Teachers: all out on 5 July!

Submitted by Matthew on 29 June, 2016 - 8:59 Author: Patrick Murphy, National Union of Teachers Executive (personal capacity)

Members of the largest teaching, union, the NUT, will take strike action on 2 July in England to demand nationally agreed terms and conditions for all teachers in all state-funded local authority and academy schools.

The action is also demanding increased funding for schools and an end to cuts. 60% of secondary schools in England and 15% of primaries are now academies and can set their own terms and conditions. Back in March the government announced they would force all schools to become academies. That prompted the NUT Executive to propose strike action to demand all teachers have agreed national conditions. The proposal was endorsed by the union’s conference and a ballot for action closed on 23 June. 92% of those who voted supported the strike call.

Despite an apparent climbdown by Nicky Morgan in May the government have made it very clear that they intend to proceed with plans to force all schools to become academies by 2020. That is why everyone who opposes the break-up and marketisation of the education system should fully and actively support the NUT action.

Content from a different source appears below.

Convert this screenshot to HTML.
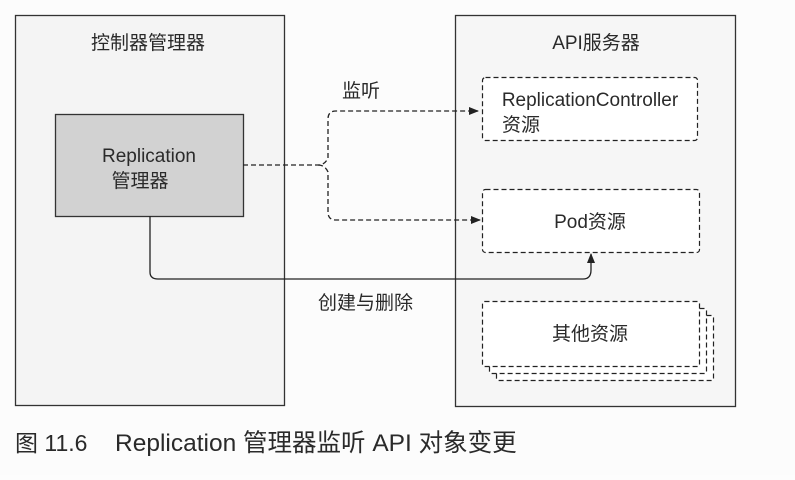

The government want to effectively abolish local authority-maintained schools and, in the process, abolish teachers’ national terms and conditions. The School Teachers’ Pay and Conditions Document (STPCD) and the so-called “Burgundy Book” (which provides terms of paid maternity and sick leave and notice periods) only apply statutorily to maintained schools. If these schools no longer exist then there will be no statutory national pay and conditions for teachers.

The 24% turnout for the ballot suggests that there is plenty of work to do to increase awareness of the scale of this threat and to build confidence that action can win. We need to establish that:

• There was no real u-turn and all schools will be forced to become academies

• The threat to teachers’ pay and conditions is existential — every employment condition we now have beyond the employment law minimums are at risk

• This includes our PPA time, pay ranges, notice periods, maternity and sick pay and a host of other rights

• The threat is not only for the future — teachers in academies and free schools are already being dismissed without notice, denied their normal maternity pay and so on

• The key demand of the action is very straightforward — a national contract for all teachers, which is negotiated with our unions

• Funding cuts are already costing jobs in schools and leading to the denial of pay progression.

Unless we restore funding that will get worse. 5 July is not a one-protest strike but the start of an ongoing campaign. The GMB has decided to ballot in Autumn and other school unions have been approached to join this dispute.

It is important union material says all of these things. Clear messages about the purpose of the action and the intention to conduct a serious fight are the best tools for making 5 July effective. It shouldn’t be a matter of waiting to see if that clarity comes from the top. The rank-and-file network LANAC will be sending out material which spells out this case.